I realize I am obsessing. I am sitting at my desk, angrily going through stacks of backed-up work as I anguish over how much trouble I went to preparing Righter for yet another case, promising I would be there for him, just as I always have been. It is a shame he does not seem inclined to return the favor. I am a free lunch. All of Chandonne’s Virginia victims are free lunches. I just can’t accept it and am beginning to resent the hell out of Jaime Berger, too. “Well, check with the courts,” I say to Rose. “And by the way, he’s being released from MCV this morning.” I resist saying Jean-Baptiste Chandonne’s name. “Expect the usual phone calls from the media.”
“I heard on the news this New York prosecutor’s in town.” Rose flips through my date book. She doesn’t look up at me. “Wouldn’t that be something if she gets snowed in?”
I get up from my desk, take off my lab coat and hang it on the back of my chair. “I don’t guess we’ve heard from her.”
“She hasn’t called here, not for you.” My secretary hints she knows that Berger did track down Jack or at least someone besides me.
I am very skilled at becoming prepossessed with business and deflecting any effort on another person’s part to probe an area I choose to avoid. “To expedite things,” I say before Rose can give me one of her pregnant looks, “we’ll skip the staff meeting. We need to get these bodies out of here before the weather gets any worse.”
Rose has been my secretary for ten years. She is my office mother. She knows me better than anyone but doesn’t abuse her position by pushing me in directions I don’t want to go in. Curiosity about Jaime Berger fizzes on the surface of Rose’s thoughts.
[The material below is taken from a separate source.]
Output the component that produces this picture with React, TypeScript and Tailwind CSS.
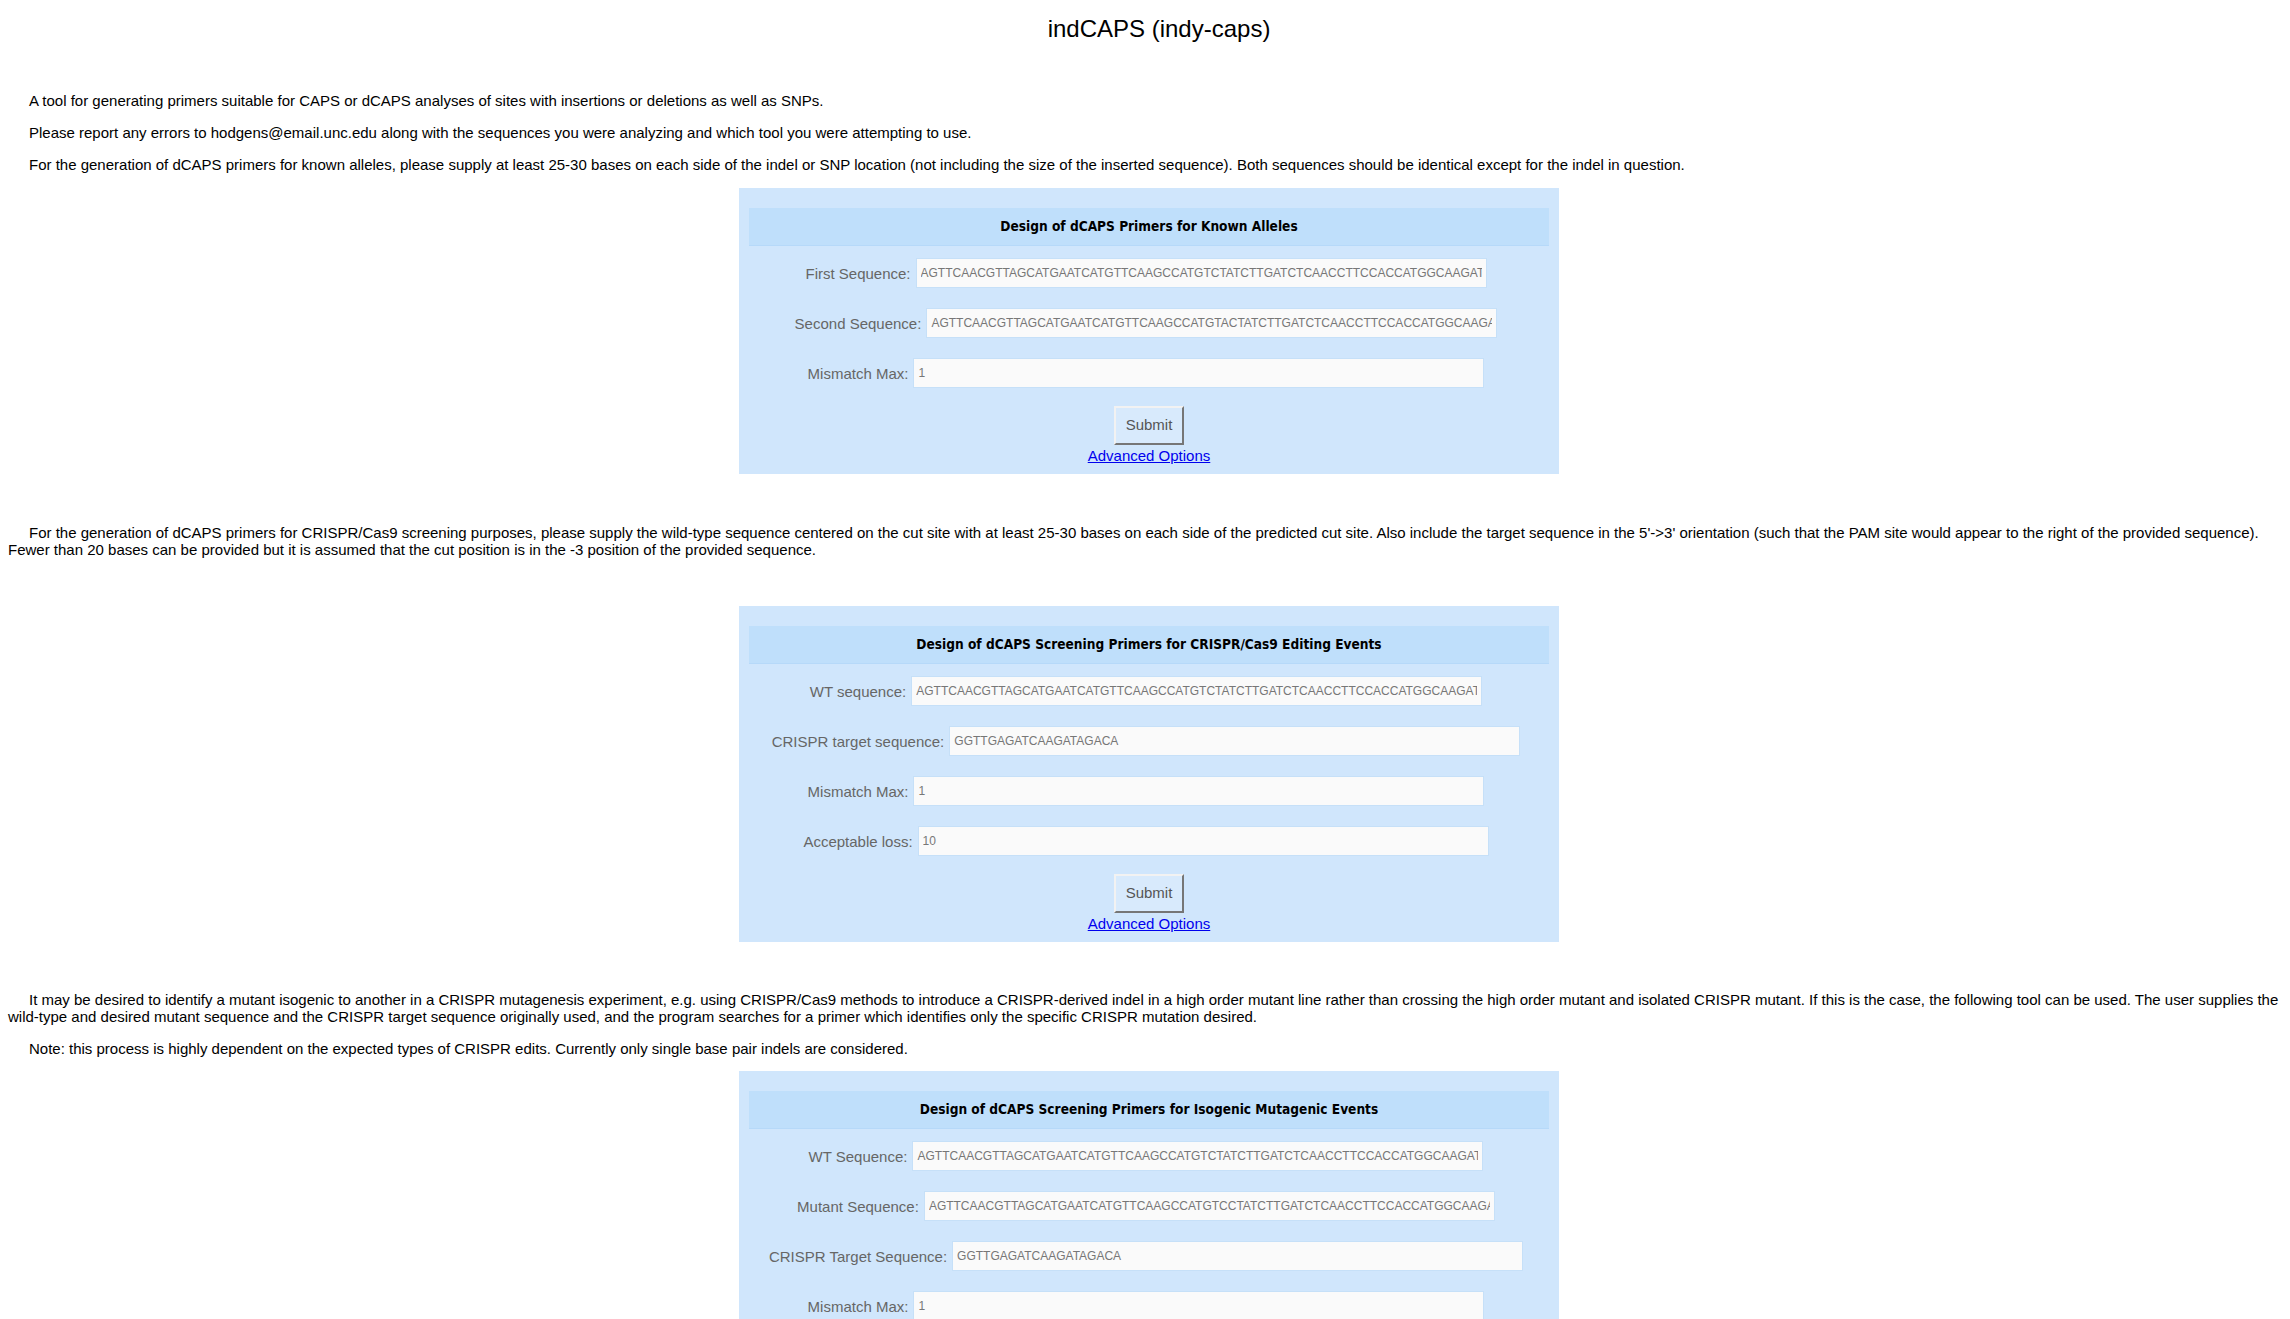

I can see questions rising in her eyes. But she won’t ask. She knows damn well how I feel about trying the case in New York instead of here, and that I don’t want to talk about it. “I think Dr. Chong and Dr. Fielding are already in the morgue,” she is saying. “I haven’t seen Dr. Forbes yet.”
It occurs to me that even if the Mayo Brown case goes forward todayeven if the courts don’t close because of snowRighter isn’t going to call me. He will stipulate my report and resort to putting the toxicologist on the stand, at best. There is no way in hell Righter is going to face me after I called him a coward, especially since the accusation is true and a part of him must know it. He will probably figure out a way to avoid me the rest of his life, and that unpleasant thought leads to another one as I cross the hallway. What does all this bode for me?
I push through the ladies’ room door and make the transition from civilized paneling and carpeting, through a series of changing rooms, into a world of biological hazards, starkness and violent attacks on the senses. Along the way, one sheds shoes and outer clothing, stowing them safely in teal-green lockers. I keep a special pair of Nikes parked near the door that leads inside the autopsy suite. The shoes are not destined to walk through the land of the living ever again, and when it is time to get rid of them, I will burn them. I clumsily arrange my suit jacket, slacks and white silk blouse on hangers, my left elbow throbbing. I straggle into a full-length Mega Shield gown that has viral-resistant front panels and sleeves, sealed seams and a gripper neck, which is a snug stand-up collar. I pull on shoe covers, then an O.R. cap and surgical mask. The final touch of my fluid-proofing is a face shield to protect my eyes from splashes that might carry such frights as hepatitis or HIV.
Stainless steel doors automatically open, and my feet make paper sounds over the tan vinyl floor of the biohazard epoxy-finished autopsy suite. Doctors in blue hover over five shiny stainless steel tables fastened to steel sinks, water running, hoses sucking, X rays on light boxes a black-and-white gallery of organ-shaped shadows and opaque bones and tiny, bright bullet fragments that, like loose metal chips in flying machines, break things and cause leaks and vital gears to seize. Hanging from clips inside safety cabinets are DNA specimen cards that have been stained with blood. They look oddly like a bunting of tiny Japanese flags as they air-dry beneath a hood. From closed-circuit television monitors mounted in corners a car engine rumbles loudly in the bay, a funeral home here to deliver or take away. This is my theater. It is where I perform. As unwelcome as the average person might find the morbid odors, sights and sounds that rush to greet me, I am suddenly and immensely relieved. My heart lifts as doctors glance up at me and nod good morning. I am in my element. I am home.